Her little sister rolled her eyes. “Pooh is a bear. Bears don't wear shoes, everyone knows that.”

“Bears wear capes?”

“Yes, pink capes 'cause pink is Barbie's favorite color and her husband has to know that her favorite color is pink.”

Purple, Meg thought idly. The color of royalty. His favorite color. Who was he? How did she know that?

“I'm worried…” Her mother's voice was rising down the hallway.

“Now, honey-”

“No! Don't honey me! For God's sake, Tom. The doctors told us her memory would come back shortly. Trauma-induced amnesia isn't supposed to last this long or be this complete. But she doesn't seem to remember anything. Anything. What if she's doing worse than we thought?”

“Come on, Laurie. You've seen her. She's happy. So what if she doesn't remember anything. Hell, maybe we're all better off that she forgot.”

“Or maybe she hated her life that much. You ever think of that, Tom? Maybe what we did… Oh my God, maybe we scarred her that badly!”
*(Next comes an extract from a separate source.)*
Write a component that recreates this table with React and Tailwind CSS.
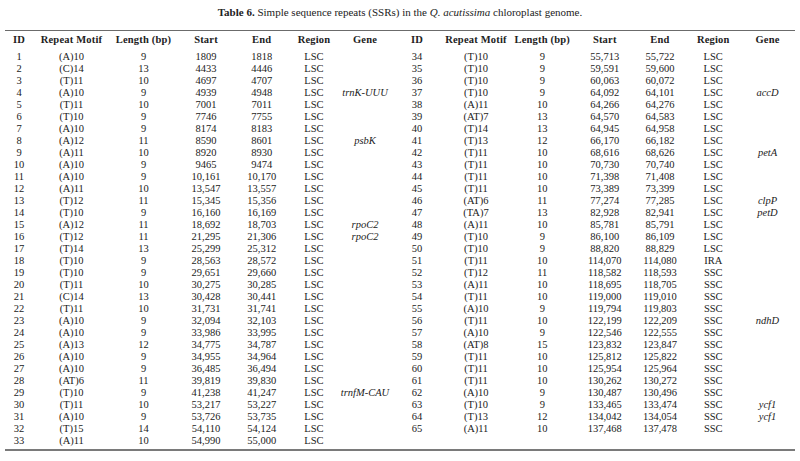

“Shoes!” Molly squealed. She triumphantly dumped out her box of Barbie clothes and fished out a pair of bright red platform heels that had probably come with Barbie's flower child outfit or a killer pair of jeans. Now Molly took Barbie out of Meg's hands and used the shoes to finish up Barbie's hot-pink wedding ensemble. Outfits that would not be appearing in a Mattel commercial anytime soon, Meg decided. But Molly was very pleased.

“It's time for the wedding,” Molly said with a big smile. “Dum-dum-de-dum, dum-dum-de-dum…”

“I'll marry you.”

“No… no…”

“It's them, isn't it? Well, fuck them! I'll take you away. I'll make you happy. Come on, Meg, sweet Meg, my precious little Meg…”

“I'm scared.”

“Don't be scared. I won't let anyone hurt you, Meg. Not anyone. Ever.”

“I'm scared,” her mother was saying. “What if one day it suddenly comes back to her? Bang. Just like that. What if she's not ready?”

“The docs said if she did remember, then she'd be ready.”